(Saved entries)

------------------------------------------------------------------------

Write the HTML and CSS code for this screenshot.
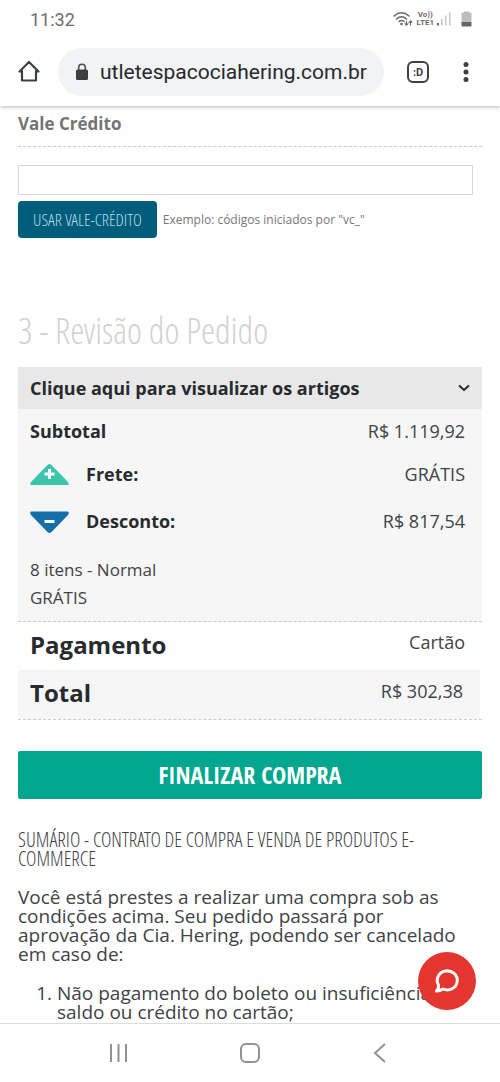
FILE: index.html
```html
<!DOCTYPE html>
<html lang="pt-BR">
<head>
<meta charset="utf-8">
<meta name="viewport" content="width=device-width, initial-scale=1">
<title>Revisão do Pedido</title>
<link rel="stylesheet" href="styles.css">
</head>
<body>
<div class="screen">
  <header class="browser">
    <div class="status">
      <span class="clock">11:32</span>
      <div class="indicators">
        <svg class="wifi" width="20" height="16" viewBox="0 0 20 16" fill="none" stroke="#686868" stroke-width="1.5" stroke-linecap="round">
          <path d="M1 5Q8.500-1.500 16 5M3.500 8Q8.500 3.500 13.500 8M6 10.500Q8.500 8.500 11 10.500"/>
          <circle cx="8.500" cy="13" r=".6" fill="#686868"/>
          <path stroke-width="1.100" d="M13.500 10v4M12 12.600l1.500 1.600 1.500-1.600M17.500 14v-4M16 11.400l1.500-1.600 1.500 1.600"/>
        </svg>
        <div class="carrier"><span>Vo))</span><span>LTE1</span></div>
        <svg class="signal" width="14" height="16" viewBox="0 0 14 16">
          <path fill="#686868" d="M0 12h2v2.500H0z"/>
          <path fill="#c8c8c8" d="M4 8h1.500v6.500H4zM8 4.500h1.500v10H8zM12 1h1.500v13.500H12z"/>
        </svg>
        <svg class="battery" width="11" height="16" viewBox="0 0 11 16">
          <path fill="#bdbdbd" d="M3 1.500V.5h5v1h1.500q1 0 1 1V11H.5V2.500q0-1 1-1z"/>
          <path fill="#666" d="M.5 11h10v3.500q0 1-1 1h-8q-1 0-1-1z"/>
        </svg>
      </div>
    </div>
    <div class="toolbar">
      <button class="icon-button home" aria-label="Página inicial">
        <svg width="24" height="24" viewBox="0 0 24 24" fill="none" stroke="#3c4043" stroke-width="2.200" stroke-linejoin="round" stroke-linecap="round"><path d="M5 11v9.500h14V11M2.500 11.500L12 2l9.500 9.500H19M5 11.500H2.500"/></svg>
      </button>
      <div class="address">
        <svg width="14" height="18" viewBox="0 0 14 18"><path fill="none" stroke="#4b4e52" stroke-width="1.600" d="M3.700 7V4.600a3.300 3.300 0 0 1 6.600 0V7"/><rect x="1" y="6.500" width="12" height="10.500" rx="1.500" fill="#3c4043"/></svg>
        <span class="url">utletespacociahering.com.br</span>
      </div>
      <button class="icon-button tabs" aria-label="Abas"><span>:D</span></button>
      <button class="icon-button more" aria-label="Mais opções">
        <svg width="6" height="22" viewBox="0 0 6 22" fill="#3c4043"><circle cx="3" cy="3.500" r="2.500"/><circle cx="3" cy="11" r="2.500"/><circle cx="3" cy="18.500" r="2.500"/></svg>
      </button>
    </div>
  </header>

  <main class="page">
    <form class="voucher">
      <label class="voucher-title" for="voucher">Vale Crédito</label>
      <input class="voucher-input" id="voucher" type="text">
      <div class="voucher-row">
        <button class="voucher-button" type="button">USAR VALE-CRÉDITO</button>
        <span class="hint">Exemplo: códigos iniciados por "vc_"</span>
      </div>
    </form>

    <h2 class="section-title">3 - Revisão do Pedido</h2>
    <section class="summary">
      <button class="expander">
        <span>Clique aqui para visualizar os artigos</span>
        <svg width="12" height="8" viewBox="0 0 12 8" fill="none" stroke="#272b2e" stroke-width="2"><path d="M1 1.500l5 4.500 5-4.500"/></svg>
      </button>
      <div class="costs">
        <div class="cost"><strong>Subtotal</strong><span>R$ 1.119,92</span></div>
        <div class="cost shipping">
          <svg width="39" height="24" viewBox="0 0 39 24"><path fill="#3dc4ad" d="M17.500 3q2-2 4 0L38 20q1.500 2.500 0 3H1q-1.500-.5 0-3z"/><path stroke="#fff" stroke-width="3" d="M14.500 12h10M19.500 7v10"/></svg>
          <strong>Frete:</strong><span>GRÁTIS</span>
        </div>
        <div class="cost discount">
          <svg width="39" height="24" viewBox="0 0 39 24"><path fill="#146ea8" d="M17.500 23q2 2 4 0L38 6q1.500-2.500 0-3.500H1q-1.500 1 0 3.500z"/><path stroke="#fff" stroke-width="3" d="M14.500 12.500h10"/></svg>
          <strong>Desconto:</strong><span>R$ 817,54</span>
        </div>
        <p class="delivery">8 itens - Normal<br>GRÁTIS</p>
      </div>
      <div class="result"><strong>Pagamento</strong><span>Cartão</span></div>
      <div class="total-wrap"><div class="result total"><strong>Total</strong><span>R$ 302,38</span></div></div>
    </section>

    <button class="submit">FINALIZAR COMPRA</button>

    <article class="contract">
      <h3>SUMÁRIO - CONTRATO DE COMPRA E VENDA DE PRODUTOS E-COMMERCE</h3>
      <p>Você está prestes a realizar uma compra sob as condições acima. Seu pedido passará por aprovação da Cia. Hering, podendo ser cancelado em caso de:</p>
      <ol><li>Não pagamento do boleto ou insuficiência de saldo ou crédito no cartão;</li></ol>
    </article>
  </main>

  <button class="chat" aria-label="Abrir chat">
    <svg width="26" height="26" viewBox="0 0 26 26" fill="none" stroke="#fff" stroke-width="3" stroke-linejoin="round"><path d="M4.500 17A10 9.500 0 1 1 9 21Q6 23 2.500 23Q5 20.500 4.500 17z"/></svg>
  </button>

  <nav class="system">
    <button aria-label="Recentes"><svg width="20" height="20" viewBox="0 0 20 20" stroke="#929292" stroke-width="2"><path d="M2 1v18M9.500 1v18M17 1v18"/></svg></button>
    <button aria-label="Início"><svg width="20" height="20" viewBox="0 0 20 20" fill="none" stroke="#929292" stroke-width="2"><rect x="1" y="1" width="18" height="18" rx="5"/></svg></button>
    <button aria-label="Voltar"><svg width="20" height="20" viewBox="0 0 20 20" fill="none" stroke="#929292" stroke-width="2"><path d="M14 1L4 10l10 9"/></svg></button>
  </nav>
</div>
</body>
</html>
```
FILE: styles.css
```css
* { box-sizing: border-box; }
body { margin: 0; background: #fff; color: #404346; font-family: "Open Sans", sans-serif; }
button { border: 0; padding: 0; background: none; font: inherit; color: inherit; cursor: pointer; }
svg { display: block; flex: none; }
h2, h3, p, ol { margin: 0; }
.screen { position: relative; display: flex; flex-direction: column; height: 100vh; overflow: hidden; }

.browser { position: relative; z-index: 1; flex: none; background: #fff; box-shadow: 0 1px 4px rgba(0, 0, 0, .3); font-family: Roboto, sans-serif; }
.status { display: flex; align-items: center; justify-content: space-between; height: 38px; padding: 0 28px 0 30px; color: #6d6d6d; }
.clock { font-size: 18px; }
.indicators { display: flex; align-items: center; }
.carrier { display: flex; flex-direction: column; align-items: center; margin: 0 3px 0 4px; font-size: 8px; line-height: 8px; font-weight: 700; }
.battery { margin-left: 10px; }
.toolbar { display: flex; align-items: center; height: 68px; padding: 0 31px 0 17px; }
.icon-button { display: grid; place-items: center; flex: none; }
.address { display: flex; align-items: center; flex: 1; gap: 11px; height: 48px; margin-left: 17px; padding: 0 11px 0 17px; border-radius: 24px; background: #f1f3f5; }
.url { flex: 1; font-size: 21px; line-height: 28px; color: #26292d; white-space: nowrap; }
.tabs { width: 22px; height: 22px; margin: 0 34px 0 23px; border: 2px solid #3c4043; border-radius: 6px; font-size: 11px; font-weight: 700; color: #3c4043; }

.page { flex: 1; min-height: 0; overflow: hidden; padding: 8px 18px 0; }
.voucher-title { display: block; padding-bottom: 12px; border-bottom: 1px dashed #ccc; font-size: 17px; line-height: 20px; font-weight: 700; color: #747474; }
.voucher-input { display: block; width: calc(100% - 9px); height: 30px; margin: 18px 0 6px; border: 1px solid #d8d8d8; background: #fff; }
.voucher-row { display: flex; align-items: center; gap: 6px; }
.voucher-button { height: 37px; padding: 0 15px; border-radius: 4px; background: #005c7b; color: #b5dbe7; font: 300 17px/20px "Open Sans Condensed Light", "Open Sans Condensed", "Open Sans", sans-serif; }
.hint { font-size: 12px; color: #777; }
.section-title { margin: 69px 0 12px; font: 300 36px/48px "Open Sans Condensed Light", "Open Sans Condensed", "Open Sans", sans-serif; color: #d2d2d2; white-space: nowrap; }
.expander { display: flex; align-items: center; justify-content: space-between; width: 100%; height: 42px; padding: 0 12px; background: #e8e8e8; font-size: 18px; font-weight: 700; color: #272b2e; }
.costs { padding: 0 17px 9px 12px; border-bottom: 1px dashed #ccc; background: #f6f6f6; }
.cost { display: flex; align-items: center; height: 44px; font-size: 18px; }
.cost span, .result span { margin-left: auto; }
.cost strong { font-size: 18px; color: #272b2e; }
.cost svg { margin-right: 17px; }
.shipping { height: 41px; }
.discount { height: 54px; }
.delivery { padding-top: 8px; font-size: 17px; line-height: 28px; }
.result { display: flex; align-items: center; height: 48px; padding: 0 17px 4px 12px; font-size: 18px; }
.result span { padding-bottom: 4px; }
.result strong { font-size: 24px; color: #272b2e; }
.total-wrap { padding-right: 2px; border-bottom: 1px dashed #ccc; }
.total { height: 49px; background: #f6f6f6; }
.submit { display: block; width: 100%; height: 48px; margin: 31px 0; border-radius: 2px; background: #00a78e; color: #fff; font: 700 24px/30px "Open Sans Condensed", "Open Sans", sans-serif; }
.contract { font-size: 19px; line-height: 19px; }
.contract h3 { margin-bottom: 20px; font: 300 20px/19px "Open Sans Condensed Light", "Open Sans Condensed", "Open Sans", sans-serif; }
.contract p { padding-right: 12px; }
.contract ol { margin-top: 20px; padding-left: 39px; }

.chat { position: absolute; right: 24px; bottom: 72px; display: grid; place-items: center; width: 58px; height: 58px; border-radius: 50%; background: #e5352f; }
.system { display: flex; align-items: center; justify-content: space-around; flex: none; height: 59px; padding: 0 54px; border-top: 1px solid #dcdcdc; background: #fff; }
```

------------------------------------------------------------------------

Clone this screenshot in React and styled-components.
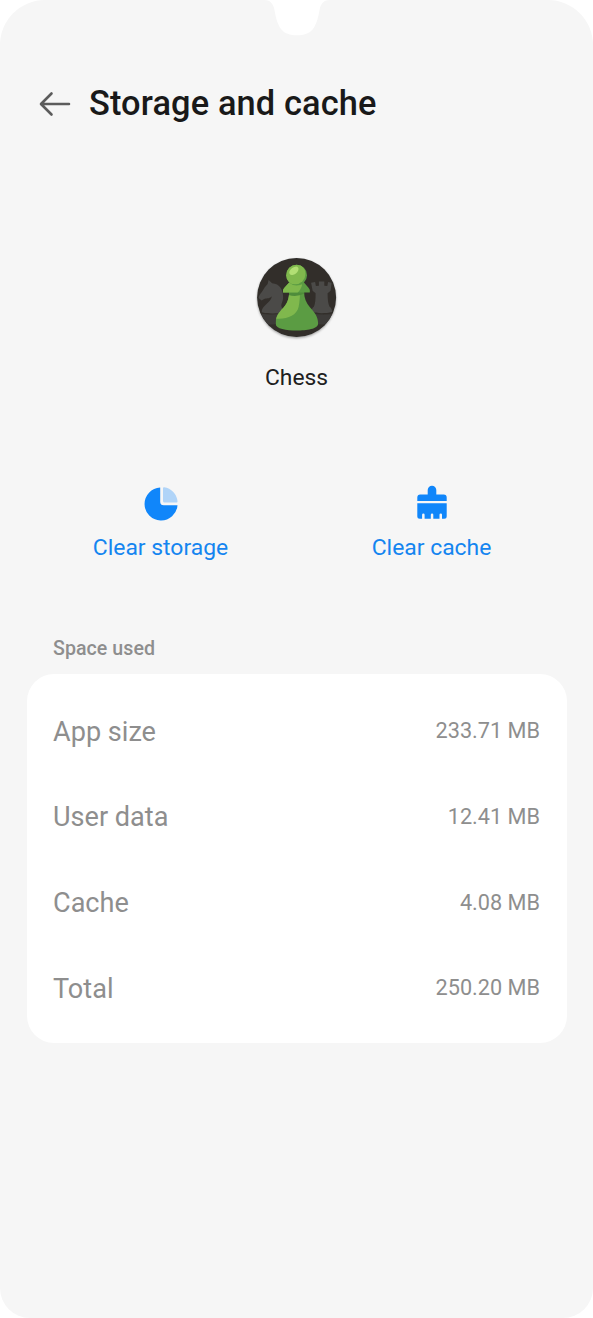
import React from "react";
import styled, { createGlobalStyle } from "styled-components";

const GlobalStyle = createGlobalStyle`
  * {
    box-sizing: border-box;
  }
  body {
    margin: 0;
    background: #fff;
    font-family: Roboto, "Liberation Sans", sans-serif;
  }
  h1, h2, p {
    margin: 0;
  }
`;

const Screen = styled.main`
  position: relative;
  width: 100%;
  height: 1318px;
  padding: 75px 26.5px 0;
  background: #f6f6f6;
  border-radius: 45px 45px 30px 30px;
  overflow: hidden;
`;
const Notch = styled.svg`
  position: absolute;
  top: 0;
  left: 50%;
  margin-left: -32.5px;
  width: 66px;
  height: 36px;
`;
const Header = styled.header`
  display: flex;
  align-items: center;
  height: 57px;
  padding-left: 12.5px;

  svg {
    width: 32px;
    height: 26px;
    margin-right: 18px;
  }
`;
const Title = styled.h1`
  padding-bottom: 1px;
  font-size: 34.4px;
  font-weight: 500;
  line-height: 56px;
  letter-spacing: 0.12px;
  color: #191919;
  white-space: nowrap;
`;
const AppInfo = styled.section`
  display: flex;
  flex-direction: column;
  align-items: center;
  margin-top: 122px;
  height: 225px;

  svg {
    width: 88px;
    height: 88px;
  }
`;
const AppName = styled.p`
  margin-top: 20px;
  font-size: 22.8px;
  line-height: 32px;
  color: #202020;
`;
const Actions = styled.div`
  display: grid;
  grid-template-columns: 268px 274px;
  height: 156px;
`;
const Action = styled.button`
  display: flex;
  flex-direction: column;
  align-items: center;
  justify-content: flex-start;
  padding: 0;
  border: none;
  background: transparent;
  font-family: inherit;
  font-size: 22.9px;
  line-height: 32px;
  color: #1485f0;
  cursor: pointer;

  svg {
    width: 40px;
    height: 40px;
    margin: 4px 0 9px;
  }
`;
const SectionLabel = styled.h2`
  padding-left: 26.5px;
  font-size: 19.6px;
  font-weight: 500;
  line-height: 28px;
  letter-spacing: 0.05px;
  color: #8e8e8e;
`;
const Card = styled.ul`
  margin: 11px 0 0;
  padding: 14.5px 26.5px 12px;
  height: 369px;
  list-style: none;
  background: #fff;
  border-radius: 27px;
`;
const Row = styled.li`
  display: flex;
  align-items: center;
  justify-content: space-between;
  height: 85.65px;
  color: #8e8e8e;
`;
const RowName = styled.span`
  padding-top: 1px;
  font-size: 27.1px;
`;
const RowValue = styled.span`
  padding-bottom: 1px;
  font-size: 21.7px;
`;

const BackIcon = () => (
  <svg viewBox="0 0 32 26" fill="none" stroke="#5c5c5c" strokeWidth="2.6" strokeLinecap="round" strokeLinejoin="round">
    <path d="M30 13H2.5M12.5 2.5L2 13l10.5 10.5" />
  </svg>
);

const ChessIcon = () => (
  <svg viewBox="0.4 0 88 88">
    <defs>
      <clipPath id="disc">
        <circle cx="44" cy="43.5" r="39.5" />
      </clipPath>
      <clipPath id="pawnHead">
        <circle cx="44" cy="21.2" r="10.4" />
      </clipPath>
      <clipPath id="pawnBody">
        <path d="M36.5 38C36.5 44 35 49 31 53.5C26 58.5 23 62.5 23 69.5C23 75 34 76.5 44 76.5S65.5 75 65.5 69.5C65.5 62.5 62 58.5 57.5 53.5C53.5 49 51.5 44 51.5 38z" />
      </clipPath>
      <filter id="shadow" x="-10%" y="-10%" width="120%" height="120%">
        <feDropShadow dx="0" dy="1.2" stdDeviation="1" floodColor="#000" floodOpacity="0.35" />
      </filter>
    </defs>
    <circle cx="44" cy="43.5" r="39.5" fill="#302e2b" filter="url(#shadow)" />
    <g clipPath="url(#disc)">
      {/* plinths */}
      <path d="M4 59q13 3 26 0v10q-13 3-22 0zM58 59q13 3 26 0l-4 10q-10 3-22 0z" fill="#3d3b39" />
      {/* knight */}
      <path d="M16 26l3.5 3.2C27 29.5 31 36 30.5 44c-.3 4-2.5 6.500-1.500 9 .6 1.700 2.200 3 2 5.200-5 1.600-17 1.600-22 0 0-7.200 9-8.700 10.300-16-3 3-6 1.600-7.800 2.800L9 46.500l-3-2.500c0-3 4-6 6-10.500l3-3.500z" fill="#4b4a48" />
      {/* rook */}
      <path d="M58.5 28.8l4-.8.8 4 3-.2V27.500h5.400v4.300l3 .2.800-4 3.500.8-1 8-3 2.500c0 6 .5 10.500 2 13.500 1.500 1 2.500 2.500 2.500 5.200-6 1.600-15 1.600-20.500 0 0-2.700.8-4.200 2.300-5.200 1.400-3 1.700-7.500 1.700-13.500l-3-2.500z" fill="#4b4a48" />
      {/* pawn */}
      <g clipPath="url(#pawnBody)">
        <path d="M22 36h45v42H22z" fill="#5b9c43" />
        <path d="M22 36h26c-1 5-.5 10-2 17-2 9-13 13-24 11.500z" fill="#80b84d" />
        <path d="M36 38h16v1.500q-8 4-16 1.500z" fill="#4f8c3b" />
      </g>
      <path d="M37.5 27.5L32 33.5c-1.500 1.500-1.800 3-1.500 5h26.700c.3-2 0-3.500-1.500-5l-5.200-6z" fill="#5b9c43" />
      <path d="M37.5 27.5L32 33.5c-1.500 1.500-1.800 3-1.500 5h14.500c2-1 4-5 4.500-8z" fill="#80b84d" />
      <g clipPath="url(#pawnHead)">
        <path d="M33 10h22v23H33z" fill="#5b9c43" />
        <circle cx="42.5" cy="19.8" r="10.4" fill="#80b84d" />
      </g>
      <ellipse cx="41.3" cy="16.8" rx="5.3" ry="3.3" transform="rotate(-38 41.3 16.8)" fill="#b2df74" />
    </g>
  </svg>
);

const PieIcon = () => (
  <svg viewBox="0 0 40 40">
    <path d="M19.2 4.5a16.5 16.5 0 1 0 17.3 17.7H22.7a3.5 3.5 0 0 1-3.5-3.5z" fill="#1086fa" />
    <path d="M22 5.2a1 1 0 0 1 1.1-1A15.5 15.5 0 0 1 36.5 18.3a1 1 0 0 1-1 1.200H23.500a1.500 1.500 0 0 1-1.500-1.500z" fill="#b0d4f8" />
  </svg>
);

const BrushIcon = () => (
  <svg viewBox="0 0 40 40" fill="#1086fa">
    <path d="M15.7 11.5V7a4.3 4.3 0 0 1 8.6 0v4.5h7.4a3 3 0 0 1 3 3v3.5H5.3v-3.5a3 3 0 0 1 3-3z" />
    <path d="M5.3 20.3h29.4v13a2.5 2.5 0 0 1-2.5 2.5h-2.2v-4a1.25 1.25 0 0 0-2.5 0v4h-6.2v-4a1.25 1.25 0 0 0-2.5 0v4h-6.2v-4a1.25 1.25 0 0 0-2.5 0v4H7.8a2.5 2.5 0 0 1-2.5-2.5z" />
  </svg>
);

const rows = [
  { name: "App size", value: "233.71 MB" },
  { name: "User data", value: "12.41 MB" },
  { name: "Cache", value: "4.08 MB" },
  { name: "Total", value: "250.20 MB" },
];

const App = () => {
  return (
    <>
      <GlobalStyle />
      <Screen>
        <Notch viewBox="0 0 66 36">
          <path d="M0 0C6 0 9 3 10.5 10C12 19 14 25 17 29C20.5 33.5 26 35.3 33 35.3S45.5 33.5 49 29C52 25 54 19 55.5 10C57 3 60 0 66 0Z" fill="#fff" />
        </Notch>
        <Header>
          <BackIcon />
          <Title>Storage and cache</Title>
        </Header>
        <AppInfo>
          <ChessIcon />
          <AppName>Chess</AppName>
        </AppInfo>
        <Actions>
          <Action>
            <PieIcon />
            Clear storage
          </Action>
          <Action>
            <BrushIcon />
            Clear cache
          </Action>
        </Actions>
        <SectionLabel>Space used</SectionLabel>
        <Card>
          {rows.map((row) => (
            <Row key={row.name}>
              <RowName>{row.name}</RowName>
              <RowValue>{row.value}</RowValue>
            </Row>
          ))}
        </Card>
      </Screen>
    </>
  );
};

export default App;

------------------------------------------------------------------------

**What is needed**
What lines above run from the one with "Clone this screenshot" to the one with "height: 225px;"? Give them again exactly, ends included, and leave the pictures out.

**Solution for this task**
Clone this screenshot in React and styled-components.
import React from "react";
import styled, { createGlobalStyle } from "styled-components";

const GlobalStyle = createGlobalStyle`
  * {
    box-sizing: border-box;
  }
  body {
    margin: 0;
    background: #fff;
    font-family: Roboto, "Liberation Sans", sans-serif;
  }
  h1, h2, p {
    margin: 0;
  }
`;

const Screen = styled.main`
  position: relative;
  width: 100%;
  height: 1318px;
  padding: 75px 26.5px 0;
  background: #f6f6f6;
  border-radius: 45px 45px 30px 30px;
  overflow: hidden;
`;
const Notch = styled.svg`
  position: absolute;
  top: 0;
  left: 50%;
  margin-left: -32.5px;
  width: 66px;
  height: 36px;
`;
const Header = styled.header`
  display: flex;
  align-items: center;
  height: 57px;
  padding-left: 12.5px;

  svg {
    width: 32px;
    height: 26px;
    margin-right: 18px;
  }
`;
const Title = styled.h1`
  padding-bottom: 1px;
  font-size: 34.4px;
  font-weight: 500;
  line-height: 56px;
  letter-spacing: 0.12px;
  color: #191919;
  white-space: nowrap;
`;
const AppInfo = styled.section`
  display: flex;
  flex-direction: column;
  align-items: center;
  margin-top: 122px;
  height: 225px;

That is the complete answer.